Goal: Read through the entries below and return each line with the word "screenshot".
-- begin --
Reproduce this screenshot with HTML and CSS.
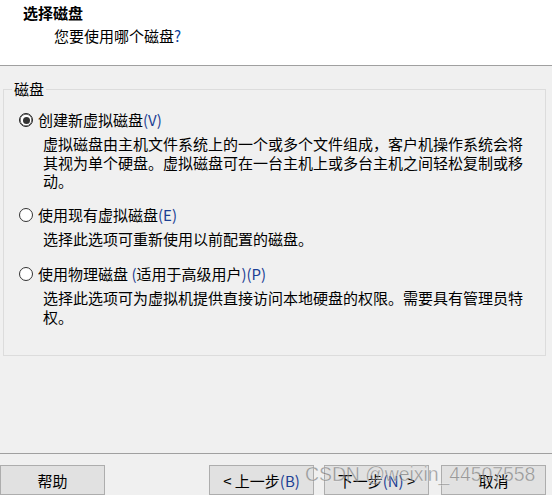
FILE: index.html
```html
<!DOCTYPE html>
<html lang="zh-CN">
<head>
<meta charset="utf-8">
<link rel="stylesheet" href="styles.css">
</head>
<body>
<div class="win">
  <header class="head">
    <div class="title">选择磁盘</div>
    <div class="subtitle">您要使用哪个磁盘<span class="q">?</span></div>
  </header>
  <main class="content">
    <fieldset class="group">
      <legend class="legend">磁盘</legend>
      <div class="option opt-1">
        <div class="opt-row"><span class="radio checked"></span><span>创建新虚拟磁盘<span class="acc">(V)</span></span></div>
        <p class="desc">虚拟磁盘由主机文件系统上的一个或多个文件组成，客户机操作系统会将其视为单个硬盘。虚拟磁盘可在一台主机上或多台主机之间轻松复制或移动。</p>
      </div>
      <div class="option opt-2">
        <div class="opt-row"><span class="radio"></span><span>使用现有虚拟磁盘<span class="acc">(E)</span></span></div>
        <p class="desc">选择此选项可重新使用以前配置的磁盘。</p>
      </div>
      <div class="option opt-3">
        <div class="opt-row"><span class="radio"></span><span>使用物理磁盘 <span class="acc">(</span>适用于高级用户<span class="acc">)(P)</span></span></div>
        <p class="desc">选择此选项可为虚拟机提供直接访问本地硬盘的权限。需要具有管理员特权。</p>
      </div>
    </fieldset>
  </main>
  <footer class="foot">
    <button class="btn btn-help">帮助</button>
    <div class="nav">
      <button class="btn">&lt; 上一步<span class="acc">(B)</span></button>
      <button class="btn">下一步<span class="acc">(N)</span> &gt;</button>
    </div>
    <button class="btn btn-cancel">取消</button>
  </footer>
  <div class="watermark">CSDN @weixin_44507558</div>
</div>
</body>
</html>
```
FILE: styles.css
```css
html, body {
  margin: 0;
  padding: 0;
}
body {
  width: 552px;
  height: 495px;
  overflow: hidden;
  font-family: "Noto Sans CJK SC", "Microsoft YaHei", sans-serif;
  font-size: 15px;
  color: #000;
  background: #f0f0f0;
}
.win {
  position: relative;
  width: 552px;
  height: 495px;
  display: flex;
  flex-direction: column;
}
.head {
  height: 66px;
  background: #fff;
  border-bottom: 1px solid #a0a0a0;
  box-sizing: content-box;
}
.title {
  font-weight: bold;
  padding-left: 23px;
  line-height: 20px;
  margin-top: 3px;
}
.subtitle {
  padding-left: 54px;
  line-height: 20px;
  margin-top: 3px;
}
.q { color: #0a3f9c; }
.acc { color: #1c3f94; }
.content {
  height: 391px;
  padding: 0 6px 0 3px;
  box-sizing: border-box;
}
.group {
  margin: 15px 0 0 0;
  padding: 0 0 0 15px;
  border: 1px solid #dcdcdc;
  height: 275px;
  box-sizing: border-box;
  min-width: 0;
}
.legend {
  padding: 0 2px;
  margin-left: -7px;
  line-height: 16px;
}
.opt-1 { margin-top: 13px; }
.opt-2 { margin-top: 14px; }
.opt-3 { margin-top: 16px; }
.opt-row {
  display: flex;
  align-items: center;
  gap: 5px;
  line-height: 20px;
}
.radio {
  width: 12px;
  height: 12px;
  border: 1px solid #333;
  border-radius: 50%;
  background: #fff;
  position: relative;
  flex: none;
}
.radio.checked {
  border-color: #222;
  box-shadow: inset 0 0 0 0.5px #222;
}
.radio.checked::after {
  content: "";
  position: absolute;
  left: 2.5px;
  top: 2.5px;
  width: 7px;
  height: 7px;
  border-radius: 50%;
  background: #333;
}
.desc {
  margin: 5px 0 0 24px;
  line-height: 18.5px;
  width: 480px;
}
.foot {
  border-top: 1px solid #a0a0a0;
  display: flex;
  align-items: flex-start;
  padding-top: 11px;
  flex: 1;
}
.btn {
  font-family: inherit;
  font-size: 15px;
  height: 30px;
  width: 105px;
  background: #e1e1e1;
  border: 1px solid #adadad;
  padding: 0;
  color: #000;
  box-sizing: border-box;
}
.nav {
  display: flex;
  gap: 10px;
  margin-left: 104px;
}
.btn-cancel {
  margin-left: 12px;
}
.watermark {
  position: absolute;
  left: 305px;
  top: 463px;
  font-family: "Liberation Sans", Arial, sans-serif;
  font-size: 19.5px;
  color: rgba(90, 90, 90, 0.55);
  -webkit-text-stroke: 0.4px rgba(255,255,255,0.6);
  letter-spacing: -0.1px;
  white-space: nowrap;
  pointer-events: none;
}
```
-- end --
-- begin --
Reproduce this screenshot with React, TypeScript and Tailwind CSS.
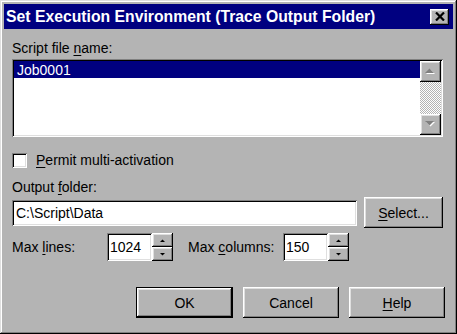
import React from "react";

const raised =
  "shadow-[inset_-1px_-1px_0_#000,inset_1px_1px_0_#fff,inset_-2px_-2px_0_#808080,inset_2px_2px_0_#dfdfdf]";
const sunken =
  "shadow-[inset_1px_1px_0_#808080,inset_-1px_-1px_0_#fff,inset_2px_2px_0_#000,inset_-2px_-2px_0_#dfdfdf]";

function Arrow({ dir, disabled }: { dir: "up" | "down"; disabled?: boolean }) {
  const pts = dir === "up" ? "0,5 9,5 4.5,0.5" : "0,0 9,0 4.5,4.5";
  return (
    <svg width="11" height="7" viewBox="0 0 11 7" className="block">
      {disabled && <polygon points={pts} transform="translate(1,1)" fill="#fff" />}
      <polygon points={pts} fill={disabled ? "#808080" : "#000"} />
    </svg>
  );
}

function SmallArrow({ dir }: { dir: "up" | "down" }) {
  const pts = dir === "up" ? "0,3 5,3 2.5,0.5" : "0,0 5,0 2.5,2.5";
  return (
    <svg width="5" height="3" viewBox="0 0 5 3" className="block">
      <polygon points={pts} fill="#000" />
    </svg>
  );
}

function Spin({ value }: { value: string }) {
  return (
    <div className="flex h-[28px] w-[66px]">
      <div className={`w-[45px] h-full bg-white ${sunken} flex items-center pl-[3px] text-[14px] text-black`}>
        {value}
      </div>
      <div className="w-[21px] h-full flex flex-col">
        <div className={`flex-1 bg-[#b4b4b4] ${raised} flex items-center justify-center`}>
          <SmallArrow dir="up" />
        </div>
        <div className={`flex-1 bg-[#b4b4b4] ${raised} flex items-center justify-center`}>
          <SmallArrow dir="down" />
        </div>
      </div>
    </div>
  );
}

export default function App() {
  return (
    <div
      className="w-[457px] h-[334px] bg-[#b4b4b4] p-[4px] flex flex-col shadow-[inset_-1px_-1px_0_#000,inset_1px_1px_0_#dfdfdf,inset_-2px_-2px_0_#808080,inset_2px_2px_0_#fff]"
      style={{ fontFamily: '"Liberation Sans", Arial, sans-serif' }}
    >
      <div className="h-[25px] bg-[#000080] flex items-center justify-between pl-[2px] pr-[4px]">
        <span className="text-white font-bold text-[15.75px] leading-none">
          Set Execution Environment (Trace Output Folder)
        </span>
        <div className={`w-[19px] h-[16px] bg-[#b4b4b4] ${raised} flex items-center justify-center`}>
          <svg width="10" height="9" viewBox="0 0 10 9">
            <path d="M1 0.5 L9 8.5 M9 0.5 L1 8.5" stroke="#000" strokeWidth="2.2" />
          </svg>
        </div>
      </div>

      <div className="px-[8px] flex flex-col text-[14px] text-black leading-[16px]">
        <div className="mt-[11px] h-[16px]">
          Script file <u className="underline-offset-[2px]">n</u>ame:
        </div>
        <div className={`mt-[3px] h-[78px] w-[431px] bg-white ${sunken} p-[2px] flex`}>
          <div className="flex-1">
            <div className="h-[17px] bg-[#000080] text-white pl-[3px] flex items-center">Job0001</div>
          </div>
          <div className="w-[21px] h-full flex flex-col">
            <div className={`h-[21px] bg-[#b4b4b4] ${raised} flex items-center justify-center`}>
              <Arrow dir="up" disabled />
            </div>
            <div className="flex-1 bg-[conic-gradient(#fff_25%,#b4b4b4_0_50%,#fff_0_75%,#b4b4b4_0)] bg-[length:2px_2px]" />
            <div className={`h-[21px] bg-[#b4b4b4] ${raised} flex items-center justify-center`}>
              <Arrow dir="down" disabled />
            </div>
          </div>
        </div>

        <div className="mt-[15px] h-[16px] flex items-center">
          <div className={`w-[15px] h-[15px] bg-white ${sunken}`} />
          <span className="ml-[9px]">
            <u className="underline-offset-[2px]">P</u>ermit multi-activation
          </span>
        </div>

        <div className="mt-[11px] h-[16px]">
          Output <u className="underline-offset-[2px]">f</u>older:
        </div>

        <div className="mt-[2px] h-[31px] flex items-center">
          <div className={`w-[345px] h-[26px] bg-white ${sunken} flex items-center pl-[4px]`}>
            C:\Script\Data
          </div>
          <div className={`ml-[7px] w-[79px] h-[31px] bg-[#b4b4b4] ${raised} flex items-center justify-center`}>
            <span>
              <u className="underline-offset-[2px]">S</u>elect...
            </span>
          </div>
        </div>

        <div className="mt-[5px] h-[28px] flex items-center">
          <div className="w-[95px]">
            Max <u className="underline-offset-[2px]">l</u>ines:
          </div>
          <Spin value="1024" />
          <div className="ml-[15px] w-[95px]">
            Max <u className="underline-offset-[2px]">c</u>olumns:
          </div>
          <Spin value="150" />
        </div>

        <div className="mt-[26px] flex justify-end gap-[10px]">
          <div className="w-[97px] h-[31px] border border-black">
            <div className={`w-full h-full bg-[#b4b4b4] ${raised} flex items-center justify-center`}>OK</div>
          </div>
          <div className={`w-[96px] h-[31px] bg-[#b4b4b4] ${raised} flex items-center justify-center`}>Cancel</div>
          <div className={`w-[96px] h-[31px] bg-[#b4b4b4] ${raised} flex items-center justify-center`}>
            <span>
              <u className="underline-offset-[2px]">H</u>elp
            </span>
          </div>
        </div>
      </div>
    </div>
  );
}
-- end --
Solved exercise:
Reproduce this screenshot with HTML and CSS.
Reproduce this screenshot with React, TypeScript and Tailwind CSS.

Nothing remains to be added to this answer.